At those four garages two in Manhattan and two in Brooklyn the city’s Buildings Department found that the structures had “deteriorated to the point where they were now posing an immediate threat to public safety,” said Andrew Rudansky, a spokesman for the department.

The discoveries, he said, came during inspections of garages conducted after the April 18 collapse of a garage on Ann Street in the Financial District in Manhattan that left its manager dead in the rubble and five others injured. Engineers found that a two-story garage at 2781 Stillwell Avenue in the Coney Island section of Brooklyn was in “severe disrepair,” Rudansky said. The department issued a “full vacate order” for the entire building and ordered its owners to close for business and immediately retain a professional engineer to compile a structural report, he said.

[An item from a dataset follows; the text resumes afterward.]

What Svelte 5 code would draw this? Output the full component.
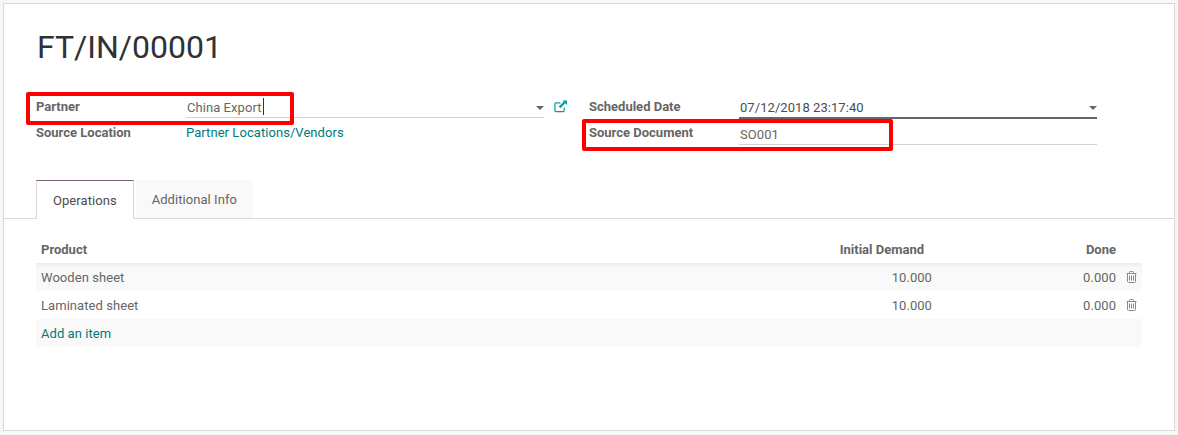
<script>
  const lines = [
    { name: "Wooden sheet", demand: "10.000", done: "0.000" },
    { name: "Laminated sheet", demand: "10.000", done: "0.000" },
  ];
</script>

<div class="page">
  <div class="sheet">
    <h1>FT/IN/00001</h1>

    <div class="groups">
      <div class="group left">
        <div class="row">
          <div class="label">Partner</div>
          <div class="field underline">
            <span class="value">China Export<i class="caret"></i></span>
            <span class="arrow"></span>
          </div>
          <svg class="external" viewBox="0 0 14 14" width="13" height="13" aria-hidden="true">
            <path d="M11 8v3.100a1.400 1.400 0 0 1-1.400 1.400H2.400A1.400 1.400 0 0 1 1 11.100V4.400A1.400 1.400 0 0 1 2.400 3H7" fill="none" stroke="#00a09d" stroke-width="1.300" />
            <path d="M9 0.500H14V5.500l-1.900-1.900-5.200 5.200-1.700-1.700 5.200-5.200z" fill="#00a09d" />
          </svg>
          <div class="mark mark-partner"></div>
        </div>
        <div class="row second">
          <div class="label">Source Location</div>
          <div class="link">Partner Locations/Vendors</div>
        </div>
      </div>

      <div class="group right">
        <div class="row">
          <div class="label">Scheduled Date</div>
          <div class="field strong">
            <span class="value">07/12/2018 23:17:40</span>
            <span class="arrow"></span>
          </div>
        </div>
        <div class="row second">
          <div class="label">Source Document</div>
          <div class="field underline">
            <span class="value low">SO001</span>
          </div>
          <div class="mark mark-source"></div>
        </div>
      </div>
    </div>

    <div class="tabs">
      <div class="tab active">Operations</div>
      <div class="tab">Additional Info</div>
    </div>

    <div class="lines">
      <div class="line head">
        <div class="product">Product</div>
        <div class="demand">Initial Demand</div>
        <div class="done">Done</div>
        <div class="trash"></div>
      </div>
      {#each lines as line, i}
        <div class="line" class:odd={i % 2 === 0} class:first={i === 0}>
          <div class="product">{line.name}</div>
          <div class="demand num">{line.demand}</div>
          <div class="done">{line.done}</div>
          <div class="trash">
            <svg viewBox="0 0 11 12" width="11" height="12" aria-hidden="true">
              <path d="M0.500 2.500h10M3.500 2.500V1.300q0-.8.8-.8h2.400q.8 0 .8.8v1.200M1.500 2.500v8q0 1 1 1h6q1 0 1-1v-8M3.500 4.500v5M5.500 4.500v5M7.500 4.500v5" fill="none" stroke="#8a8a8a" stroke-width="1" />
            </svg>
          </div>
        </div>
      {/each}
      <div class="line odd">
        <div class="product link">Add an item</div>
      </div>
    </div>
  </div>
</div>

<style>
  :global(body) {
    margin: 0;
    background: #f7f7f7;
  }

  .page {
    width: 1178px;
    height: 435px;
    padding: 3px;
    box-sizing: border-box;
    font-family: Roboto, "Open Sans", sans-serif;
    font-size: 13px;
    letter-spacing: 0.06px;
    color: #666666;
    overflow: hidden;
  }

  .sheet {
    height: 428px;
    box-sizing: border-box;
    background: #fff;
    border: 1px solid #d9d7d7;
    padding-top: 23px;
  }

  h1 {
    margin: 0 0 0 33px;
    font-size: 32px;
    line-height: 40px;
    font-weight: 400;
    letter-spacing: 0;
    color: #2f3136;
  }

  .groups {
    display: flex;
    margin-top: 30px;
    padding-left: 32px;
  }

  .group {
    display: flex;
    flex-direction: column;
  }

  .left {
    width: 531px;
    margin-right: 22px;
  }

  .right {
    width: 508px;
  }

  .row {
    position: relative;
    display: flex;
    align-items: flex-start;
    height: 25px;
    line-height: 20px;
  }

  .second {
    box-sizing: border-box;
    height: 26px;
    padding-top: 1px;
  }

  .label {
    width: 150px;
    flex: none;
    font-weight: 700;
    letter-spacing: 0;
    color: #666666;
  }

  .field {
    position: relative;
    flex: 1;
    height: 21px;
    box-sizing: border-box;
    padding-left: 1px;
    display: flex;
    justify-content: space-between;
  }

  .second .field {
    height: 22px;
  }

  .underline {
    border-bottom: 1px solid #d4d4d4;
  }

  .strong {
    border-bottom: 2px solid #666666;
    height: 22px;
    color: #4c4c4c;
  }

  .value {
    position: relative;
    top: 1px;
  }

  .low {
    top: 2px;
  }

  .caret {
    display: inline-block;
    width: 1px;
    height: 17px;
    background: #333;
    vertical-align: -3px;
    margin-left: 1px;
  }

  .arrow {
    width: 0;
    height: 0;
    margin-top: 9px;
    border-left: 4px solid transparent;
    border-right: 4px solid transparent;
    border-top: 4px solid #666666;
  }

  .external {
    margin: 3px 0 0 10px;
    flex: none;
  }

  .link {
    color: #00797a;
  }

  .mark {
    position: absolute;
    box-sizing: border-box;
    border: 4px solid #ff0000;
    border-radius: 2px;
  }

  .mark-partner {
    left: -10px;
    top: -5px;
    width: 268px;
    height: 33px;
  }

  .mark-source {
    left: -7px;
    top: -3px;
    width: 311px;
    height: 32px;
  }

  .tabs {
    display: flex;
    gap: 2px;
    margin-top: 32px;
    padding-left: 32px;
    border-bottom: 1px solid #d9d7d7;
    height: 38px;
  }

  .tab {
    box-sizing: border-box;
    height: 38px;
    padding: 0 16px;
    line-height: 39px;
    background: #f9f9f9;
    color: #666666;
  }

  .tab.active {
    height: 39px;
    background: #fff;
    color: #4c4c4c;
    border: 1px solid #d9d7d7;
    border-top: 1px solid #7c5a78;
    border-bottom: none;
    line-height: 40px;
  }

  .lines {
    margin: 16px 32px 0 32px;
  }

  .line {
    display: flex;
    align-items: center;
    height: 28px;
    padding-left: 5px;
  }

  .head {
    font-weight: 700;
    letter-spacing: 0;
  }

  .odd {
    background: #f9f9f9;
  }

  .first {
    box-shadow: inset 0 5px 5px -4px #e6e6e6;
  }

  .product {
    flex: 1;
  }

  .demand {
    width: 120px;
    text-align: right;
  }

  .demand.num {
    width: 128px;
  }

  .head .demand {
    margin-right: 8px;
  }

  .done {
    width: 184px;
    text-align: right;
  }

  .trash {
    width: 26px;
    flex: none;
    display: flex;
    justify-content: center;
    padding-left: 4px;
    box-sizing: border-box;
  }
</style>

In a multilevel garage beneath a 25-story apartment building in Battery Park City, engineers found concrete that was “extensively corroded” and “spalled concrete” on the underside of two floor slabs, Rudansky said. Spalling is a sign that concrete is deteriorating. It often happens when water seeps into the concrete and corrodes steel bars embedded inside the slab. The corroded steel expands and causes the concrete to crack and crumble, or spall.

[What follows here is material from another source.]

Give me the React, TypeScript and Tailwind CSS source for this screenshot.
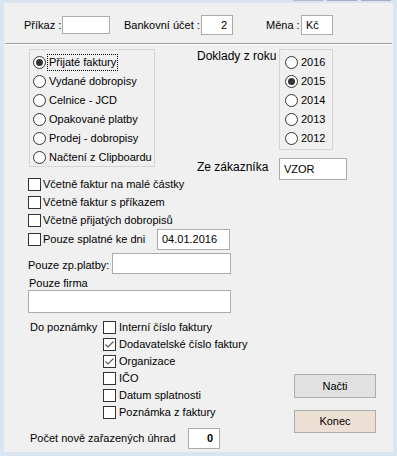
import React from "react";

const font = { fontFamily: '"Liberation Sans", Arial, sans-serif' };

function Radio({ checked, label, focus }: { checked?: boolean; label: string; focus?: boolean }) {
  return (
    <div className="flex items-center h-[19px] whitespace-nowrap">
      <span className="w-[13px] h-[13px] rounded-full border border-[#333333] bg-white flex items-center justify-center shrink-0">
        {checked && <span className="w-[7px] h-[7px] rounded-full bg-[#333333]" />}
      </span>
      {focus ? (
        <span className="ml-[1px] px-[1px] border border-dotted border-black leading-[15px]">{label}</span>
      ) : (
        <span className="ml-[3px]">{label}</span>
      )}
    </div>
  );
}

function Check({ checked }: { checked?: boolean }) {
  return (
    <span className="w-[13px] h-[13px] border border-[#333333] bg-white shrink-0 flex items-center justify-center">
      {checked && (
        <svg width="11" height="11" viewBox="0 0 11 11">
          <path d="M1.5 5.5 L4 8 L9.5 2.5" fill="none" stroke="#555555" strokeWidth="1.1" />
        </svg>
      )}
    </span>
  );
}

function Box({ className = "", children }: { className?: string; children?: React.ReactNode }) {
  return <div className={`bg-white border border-[#ababab] flex items-center shrink-0 ${className}`}>{children}</div>;
}

export default function App() {
  const types = ["Přijaté faktury", "Vydané dobropisy", "Celnice - JCD", "Opakované platby", "Prodej - dobropisy", "Načtení z Clipboardu"];
  const years = ["2016", "2015", "2014", "2013", "2012"];
  const flags = ["Včetně faktur na malé částky", "Včetně faktur s příkazem", "Včetně přijatých dobropisů"];
  const notes: [string, boolean][] = [
    ["Interní číslo faktury", false],
    ["Dodavatelské číslo faktury", true],
    ["Organizace", true],
    ["IČO", false],
    ["Datum splatnosti", false],
    ["Poznámka z faktury", false],
  ];

  return (
    <div className="w-[397px] h-[456px] bg-[#dae5f2] flex flex-col text-[11px] text-black whitespace-nowrap" style={font}>
      {/* remnants of the title bar buttons */}
      <div className="h-[3px] flex justify-end gap-[4px] pr-[6px]">
        <span className="w-[30px] h-[1px] bg-[#b4bac6]" />
        <span className="w-[30px] h-[1px] bg-[#a7adc4]" />
        <span className="w-[30px] h-[1px] bg-[#a7adc4]" />
      </div>

      <div className="mx-[4px] mb-[4px] flex-1 bg-[#f0f0f0] flex flex-col">
        {/* top row */}
        <div className="mt-[12px] h-[20px] flex items-center pl-[20px]">
          <span className="w-[38px] shrink-0 text-right pr-[1px]">Příkaz :</span>
          <Box className="w-[48px] h-[18px]" />
          <span className="ml-[14px] w-[77px] shrink-0">Bankovní účet :</span>
          <Box className="w-[32px] h-[20px] justify-end pr-[5px]">2</Box>
          <span className="ml-[33px] w-[35px] shrink-0">Měna :</span>
          <Box className="w-[32px] h-[20px] pl-[4px]">Kč</Box>
        </div>

        <div className="mt-[8px] mx-[1px] h-px bg-[#a0a0a0]" />
        <div className="mx-[1px] h-px bg-white" />

        {/* document type + year */}
        <div className="mt-[4px] flex items-start pl-[25px]">
          <div className="w-[126px] h-[118px] border border-[#d5d5d5] pl-[3px] pt-[3px] shrink-0">
            {types.map((t, i) => (
              <Radio key={t} label={t} checked={i === 0} focus={i === 0} />
            ))}
          </div>
          <div className="ml-[42px] flex flex-col">
            <div className="flex items-start">
              <span className="w-[82px] shrink-0 text-[12px] leading-[14px]">
                Doklady z roku<span className="text-[#ead7a8]"> :</span>
              </span>
              <div className="w-[54px] h-[101px] border border-[#d5d5d5] pl-[5px] pt-[3px] shrink-0">
                {years.map((y) => (
                  <Radio key={y} label={y} checked={y === "2015"} />
                ))}
              </div>
            </div>
            <div className="mt-[8px] flex items-start">
              <span className="w-[82px] shrink-0 pt-[2px] text-[12px] leading-[14px]">Ze zákazníka</span>
              <Box className="w-[68px] h-[22px] pl-[4px]">VZOR</Box>
            </div>
          </div>
        </div>

        {/* filters */}
        <div className="-mt-[5px] pl-[24px] flex flex-col">
          {flags.map((f) => (
            <div key={f} className="h-[18px] flex items-center">
              <Check />
              <span className="ml-[2px]">{f}</span>
            </div>
          ))}
          <div className="h-[21px] flex items-center">
            <Check />
            <span className="ml-[2px] w-[114px] shrink-0">Pouze splatné ke dni</span>
            <Box className="w-[73px] h-[21px] pl-[4px]">04.01.2016</Box>
          </div>
          <div className="mt-[3px] h-[21px] flex items-center">
            <span className="w-[84px] shrink-0 pt-[3px]">Pouze zp.platby:</span>
            <Box className="w-[119px] h-[21px]" />
          </div>
          <div className="mt-[3px] leading-[13px] pl-[1px]">Pouze firma</div>
          <Box className="w-[203px] h-[23px]" />
        </div>

        {/* notes + buttons */}
        <div className="mt-[6px] pl-[25px] flex items-start">
          <div className="w-[265px] shrink-0 flex flex-col">
            <div className="flex items-start">
              <span className="w-[74px] shrink-0 h-[17px] flex items-center pl-[1px]">Do poznámky</span>
              <div className="flex flex-col">
                {notes.map(([n, c]) => (
                  <div key={n} className="h-[17px] flex items-center">
                    <Check checked={c} />
                    <span className="ml-[3px]">{n}</span>
                  </div>
                ))}
              </div>
            </div>
            <div className="mt-[7px] h-[21px] flex items-center">
              <span className="w-[159px] shrink-0 pl-[1px]">Počet nově zařazených úhrad</span>
              <Box className="w-[32px] h-[21px] justify-end pr-[6px] font-bold">0</Box>
            </div>
          </div>
          <div className="mt-[55px] flex flex-col">
            <button className="w-[82px] h-[24px] bg-[#e1e1e1] border border-[#adadad] text-[11px]">Načti</button>
            <button className="mt-[12px] w-[82px] h-[23px] bg-[#ecdfd4] border border-[#adadad] text-[11px]">Konec</button>
          </div>
        </div>
      </div>
    </div>
  );
}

At the Battery Park City garage, at 225 Rector Place, the Buildings Department ordered 60 percent of the structure to be vacated and directed the owners to install a protective pathway for drivers to reach their cars safely in the rest of the garage, Rudansky said.

He said the department ordered the building’s owners to retain a professional engineer to compile a structural report on the garage, but added that the department’s engineers did not find any reason for the apartments above the garage to be vacated.
While the investigation into the cause of the Ann Street collapse continues, inspectors fanned out to assess the condition of 78 garages across the city. Rudansky said 17 of those garages were managed by the same company that managed the one that collapsed. The other 61 had previously been cited for serious structural issues that the department’s records showed had not been resolved, he said.

Garages in other parts of the city will also be required to have inspections, but with later deadlines to file their first reports.

Credit: The New York Times.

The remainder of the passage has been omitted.